[CP 227 CD] Hatten; Voice PrintCreel Pone
CP 227 CD
... in the great, yearlong idea-incubation session that preceded this extensive wave of 15th Anniversary C.P. titles (a new "Dot" a week is scheduled each week clear through the end of September) one of the Cabal members suggested we check out this entirely inscrutable, beguiling selection of rough-hewn tape-edits, metallic echoes, and barely whispered meta-textual spoken fragments as issued in 1971 by Samuel "Sarant Pansamurs" & Sims Rogers Amico via their then Philadelpia-based Middle Earth Books (from 1969 onwards they published works by Patti Smith, John Wieners, Robert Creeley, Gary Snyder, & Tom Pickard) whose manifesto speaks volumes about the then-current Zeitgeist:
In a blind act of love, hoping to reconcile private and public life, Middle Earth Books was born in a basement bookshop in 1969. Ideas surfaced; concepts equidistant from Tolkien and The Whole Earth Catalog. From an underground philosophical position, ”guerrilla warfare” could be waged on the dominant media culture. Somewhere behind the scenes was the motivation to bring visual and conceptual information together. Eclecticism/Juxtaposition/Pataphysics.
Conspicuously absent from the epoch-defining "Broken Music" catalog (in which this music & the edition itself would clearly find its audience) this ended up, of course, one of the greatest discoveries in recent times, opening up a huge wormhole.
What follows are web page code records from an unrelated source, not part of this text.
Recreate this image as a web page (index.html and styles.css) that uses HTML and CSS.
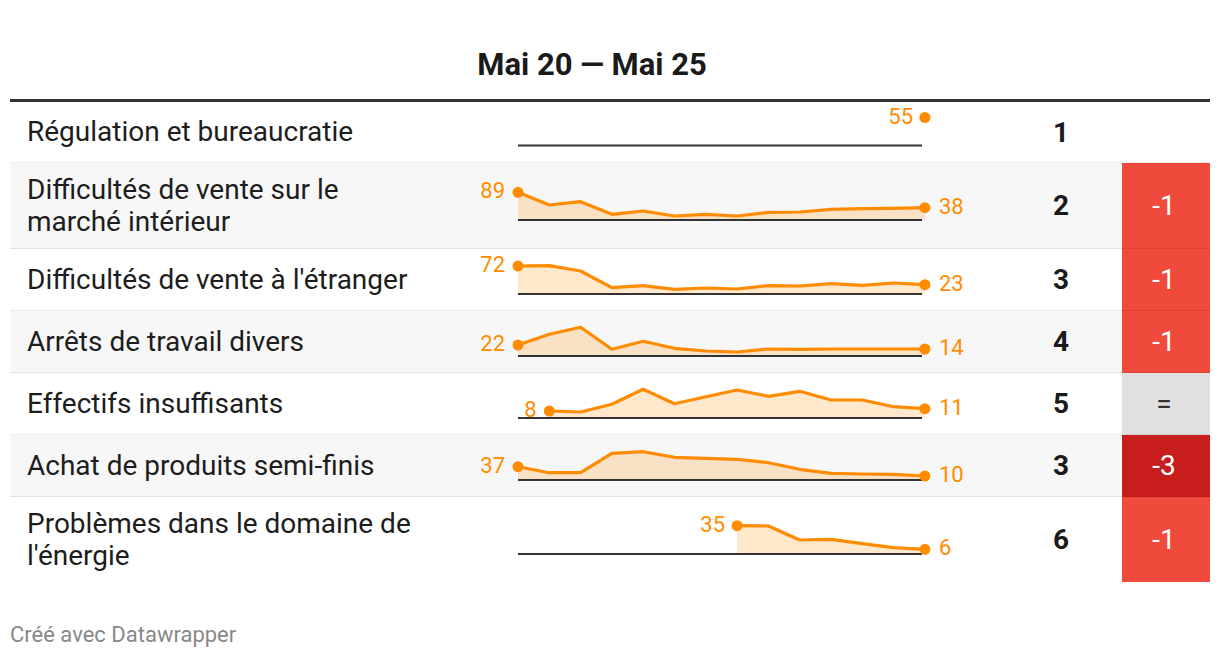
FILE: index.html
```html
<!DOCTYPE html>
<html lang="fr">
<head>
<meta charset="utf-8">
<title>Mai 20 — Mai 25</title>
<link rel="stylesheet" href="styles.css">
</head>
<body>
<div class="chart">
  <div class="title">Mai 20 — Mai 25</div>

  <div class="row first">
    <div class="cell name">Régulation et bureaucratie</div>
    <div class="cell spark">
      <svg width="570" height="60" viewBox="430 102 570 60">
        <line class="base" x1="518" y1="145.5" x2="922" y2="145.5"/>
        <circle class="dot" cx="924.9" cy="117.5" r="5.5"/>
        <text class="lbl" x="913" y="123.5" text-anchor="end">55</text>
      </svg>
    </div>
    <div class="cell rank">1</div>
    <div class="cell chg"></div>
  </div>

  <div class="row alt tall">
    <div class="cell name">Difficultés de vente sur le marché intérieur</div>
    <div class="cell spark">
      <svg width="570" height="85" viewBox="430 163 570 85">
        <polygon class="area" points="518,192.3 549.3,205 580.6,201.7 611.9,214.3 643.2,211 674.5,216 705.8,214.3 737.1,216 768.4,212.3 799.7,212 831,209.3 862.3,208.7 893.6,208.3 924.9,207.7 924.9,220 518,220"/>
        <line class="base" x1="518" y1="220" x2="922" y2="220"/>
        <polyline class="ln" points="518,192.3 549.3,205 580.6,201.7 611.9,214.3 643.2,211 674.5,216 705.8,214.3 737.1,216 768.4,212.3 799.7,212 831,209.3 862.3,208.7 893.6,208.3 924.9,207.7"/>
        <circle class="dot" cx="518" cy="192.3" r="5.5"/>
        <circle class="dot" cx="924.9" cy="207.7" r="5.5"/>
        <text class="lbl" x="505" y="198.3" text-anchor="end">89</text>
        <text class="lbl" x="939" y="213.7">38</text>
      </svg>
    </div>
    <div class="cell rank">2</div>
    <div class="cell chg down">-1</div>
  </div>

  <div class="row">
    <div class="cell name">Difficultés de vente à l'étranger</div>
    <div class="cell spark">
      <svg width="570" height="61" viewBox="430 249 570 61">
        <polygon class="area" points="518,266 549.3,265.7 580.6,271 611.9,287.7 643.2,285.7 674.5,289.3 705.8,288 737.1,289 768.4,285.7 799.7,286 831,283.7 862.3,285.3 893.6,283 924.9,284.7 924.9,294 518,294"/>
        <line class="base" x1="518" y1="294" x2="922" y2="294"/>
        <polyline class="ln" points="518,266 549.3,265.7 580.6,271 611.9,287.7 643.2,285.7 674.5,289.3 705.8,288 737.1,289 768.4,285.7 799.7,286 831,283.7 862.3,285.3 893.6,283 924.9,284.7"/>
        <circle class="dot" cx="518" cy="266" r="5.5"/>
        <circle class="dot" cx="924.9" cy="284.7" r="5.5"/>
        <text class="lbl" x="505" y="272" text-anchor="end">72</text>
        <text class="lbl" x="939" y="290.7">23</text>
      </svg>
    </div>
    <div class="cell rank">3</div>
    <div class="cell chg down">-1</div>
  </div>

  <div class="row alt">
    <div class="cell name">Arrêts de travail divers</div>
    <div class="cell spark">
      <svg width="570" height="61" viewBox="430 311 570 61">
        <polygon class="area" points="518,345 549.3,334.3 580.6,327.3 611.9,349.3 643.2,341.3 674.5,348.3 705.8,351 737.1,352 768.4,349 799.7,349.3 831,349 862.3,349 893.6,349 924.9,349 924.9,356 518,356"/>
        <line class="base" x1="518" y1="356" x2="922" y2="356"/>
        <polyline class="ln" points="518,345 549.3,334.3 580.6,327.3 611.9,349.3 643.2,341.3 674.5,348.3 705.8,351 737.1,352 768.4,349 799.7,349.3 831,349 862.3,349 893.6,349 924.9,349"/>
        <circle class="dot" cx="518" cy="345" r="5.5"/>
        <circle class="dot" cx="924.9" cy="349" r="5.5"/>
        <text class="lbl" x="505" y="351" text-anchor="end">22</text>
        <text class="lbl" x="939" y="355">14</text>
      </svg>
    </div>
    <div class="cell rank">4</div>
    <div class="cell chg down">-1</div>
  </div>

  <div class="row">
    <div class="cell name">Effectifs insuffisants</div>
    <div class="cell spark">
      <svg width="570" height="61" viewBox="430 373 570 61">
        <polygon class="area" points="549.3,411 580.6,412 611.9,404.3 643.2,389.3 674.5,403.7 705.8,396.7 737.1,390 768.4,396.3 799.7,391.3 831,400 862.3,400 893.6,406.7 924.9,408.7 924.9,418 549.3,418"/>
        <line class="base" x1="518" y1="418" x2="922" y2="418"/>
        <polyline class="ln" points="549.3,411 580.6,412 611.9,404.3 643.2,389.3 674.5,403.7 705.8,396.7 737.1,390 768.4,396.3 799.7,391.3 831,400 862.3,400 893.6,406.7 924.9,408.7"/>
        <circle class="dot" cx="549.3" cy="411" r="5.5"/>
        <circle class="dot" cx="924.9" cy="408.7" r="5.5"/>
        <text class="lbl" x="536.5" y="417" text-anchor="end">8</text>
        <text class="lbl" x="939" y="414.7">11</text>
      </svg>
    </div>
    <div class="cell rank">5</div>
    <div class="cell chg same">=</div>
  </div>

  <div class="row alt">
    <div class="cell name">Achat de produits semi-finis</div>
    <div class="cell spark">
      <svg width="570" height="61" viewBox="430 435 570 61">
        <polygon class="area" points="518,466.7 549.3,472.7 580.6,472.7 611.9,453.3 643.2,451.7 674.5,457.3 705.8,458.3 737.1,459.3 768.4,462.7 799.7,469.3 831,473.3 862.3,474 893.6,474.3 924.9,476 924.9,480 518,480"/>
        <line class="base" x1="518" y1="480" x2="922" y2="480"/>
        <polyline class="ln" points="518,466.7 549.3,472.7 580.6,472.7 611.9,453.3 643.2,451.7 674.5,457.3 705.8,458.3 737.1,459.3 768.4,462.7 799.7,469.3 831,473.3 862.3,474 893.6,474.3 924.9,476"/>
        <circle class="dot" cx="518" cy="466.7" r="5.5"/>
        <circle class="dot" cx="924.9" cy="476" r="5.5"/>
        <text class="lbl" x="505" y="472.7" text-anchor="end">37</text>
        <text class="lbl" x="939" y="482">10</text>
      </svg>
    </div>
    <div class="cell rank">3</div>
    <div class="cell chg down3">-3</div>
  </div>

  <div class="row tall last">
    <div class="cell name">Problèmes dans le domaine de l'énergie</div>
    <div class="cell spark">
      <svg width="570" height="85" viewBox="430 497 570 85">
        <polygon class="area" points="737.1,525.7 768.4,526 799.7,540 831,539.3 862.3,543.7 893.6,547.7 924.9,549.3 924.9,554 737.1,554"/>
        <line class="base" x1="518" y1="554" x2="922" y2="554"/>
        <polyline class="ln" points="737.1,525.7 768.4,526 799.7,540 831,539.3 862.3,543.7 893.6,547.7 924.9,549.3"/>
        <circle class="dot" cx="737.1" cy="525.7" r="5.5"/>
        <circle class="dot" cx="924.9" cy="549.3" r="5.5"/>
        <text class="lbl" x="725" y="531.7" text-anchor="end">35</text>
        <text class="lbl" x="939" y="555.3">6</text>
      </svg>
    </div>
    <div class="cell rank">6</div>
    <div class="cell chg down">-1</div>
  </div>

  <div class="footer">Créé avec Datawrapper</div>
</div>
</body>
</html>
```

FILE: styles.css
```css
html, body {
  margin: 0;
  padding: 0;
  background: #ffffff;
}

body {
  font-family: Roboto, "Liberation Sans", Arial, sans-serif;
  color: #1d1d1d;
}

.chart {
  width: 1200px;
  margin-left: 10px;
  padding-top: 47px;
}

.title {
  font-weight: 700;
  font-size: 31px;
  line-height: 36px;
  text-align: center;
  padding-right: 36px;
  padding-bottom: 16px;
  border-bottom: 3px solid #333333;
  color: #1a1a1a;
}

.row {
  display: grid;
  grid-template-columns: 420px 570px 122px 88px;
}

.row.alt {
  background: #f7f7f7;
}

.cell {
  height: 61px;
  display: flex;
  align-items: center;
  border-bottom: 1px solid rgba(0, 0, 0, 0.08);
}

.row.first .cell {
  height: 60px;
}

.row.tall .cell {
  height: 85px;
}

.row.last .cell {
  border-bottom: none;
}

.name {
  padding-left: 17px;
  padding-right: 15px;
  font-size: 28px;
  line-height: 32px;
  color: #1d1d1d;
}

.spark svg {
  display: block;
}

.area {
  fill: rgba(255, 140, 0, 0.2);
  stroke: none;
}

.base {
  stroke: #333333;
  stroke-width: 2;
}

.ln {
  fill: none;
  stroke: #ff8c00;
  stroke-width: 3.2;
  stroke-linejoin: round;
}

.dot {
  fill: #ff8c00;
}

.lbl {
  fill: #ff8c00;
  font-family: Roboto, "Liberation Sans", Arial, sans-serif;
  font-size: 22px;
}

.rank {
  justify-content: center;
  font-weight: 700;
  font-size: 28px;
  color: #1a1a1a;
}

.chg {
  justify-content: center;
  padding-right: 4px;
  font-size: 28px;
  color: #ffffff;
}

.chg.down {
  background: #ef4a3c;
}

.chg.down3 {
  background: #c71e1d;
}

.chg.same {
  background: #e0e0e0;
  color: #333333;
}

.footer {
  margin-top: 40px;
  font-size: 22px;
  line-height: 26px;
  color: #888888;
}
```
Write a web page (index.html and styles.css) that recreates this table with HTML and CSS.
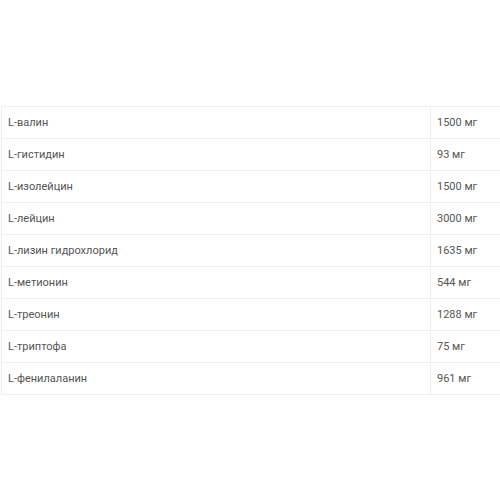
FILE: index.html
```html
<!DOCTYPE html>
<html lang="ru">
<head>
<meta charset="utf-8">
<link rel="stylesheet" href="styles.css">
</head>
<body>
<div class="wrap">
<table class="comp">
<tbody>
<tr><td class="name">L-валин</td><td class="val">1500 мг</td></tr>
<tr><td class="name">L-гистидин</td><td class="val">93 мг</td></tr>
<tr><td class="name">L-изолейцин</td><td class="val">1500 мг</td></tr>
<tr><td class="name">L-лейцин</td><td class="val">3000 мг</td></tr>
<tr><td class="name">L-лизин гидрохлорид</td><td class="val">1635 мг</td></tr>
<tr><td class="name">L-метионин</td><td class="val">544 мг</td></tr>
<tr><td class="name">L-треонин</td><td class="val">1288 мг</td></tr>
<tr><td class="name">L-триптофа</td><td class="val">75 мг</td></tr>
<tr><td class="name">L-фенилаланин</td><td class="val">961 мг</td></tr>
</tbody>
</table>
</div>
</body>
</html>
```
FILE: styles.css
```css
html, body {
  margin: 0;
  padding: 0;
  background: #fff;
}
.wrap {
  padding-top: 106px;
  padding-left: 1px;
}
.comp {
  border-collapse: collapse;
  width: 520px;
  font-family: Roboto, "Noto Sans", sans-serif;
  font-size: 11px;
  color: #555;
}
.comp td {
  height: 31px;
  padding: 0 6px;
  border-top: 1px solid #eef0f0;
  border-bottom: 1px solid #eef0f0;
  vertical-align: middle;
}
.comp .name {
  width: 416px;
  border-left: 1px solid #eef0f0;
}
.comp .val {
  border-left: 1px solid #eef0f0;
}
```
Tom Hatton, a childhood friend of Amico's, began collaborating with Marcia Kocot in 1967 (their work is still on display at Larry Becker Contemporary in Philly) as "Hatton & Kocot". Together they produced chapbooks such as "Paper Dolls, Book One and Two" (1970) ("comprised of risqué collages in Richard Hamilton-like interiors"), staged & exhibited large-format photography, and worked with Amico on a 16mm film "Into Another One’s Skull" ("which recorded Tom Hatton’s Airplane Event"). It was during this time that Hatton wrote the "script" & recorded/executed "Voice Print"; originally used as the soundtrack to several films, the idea of pressing it to vinyl (in an elaborate gatefold with a striking "all black" interior, recreated here) only to be used to create a Marclay-esque "spike" of copies of the LP itself highlights its lifespan as an "Anti-Record", which belies the care & compassion that went into meticulously creating the impeccably folded sonic narrative of the embedded music.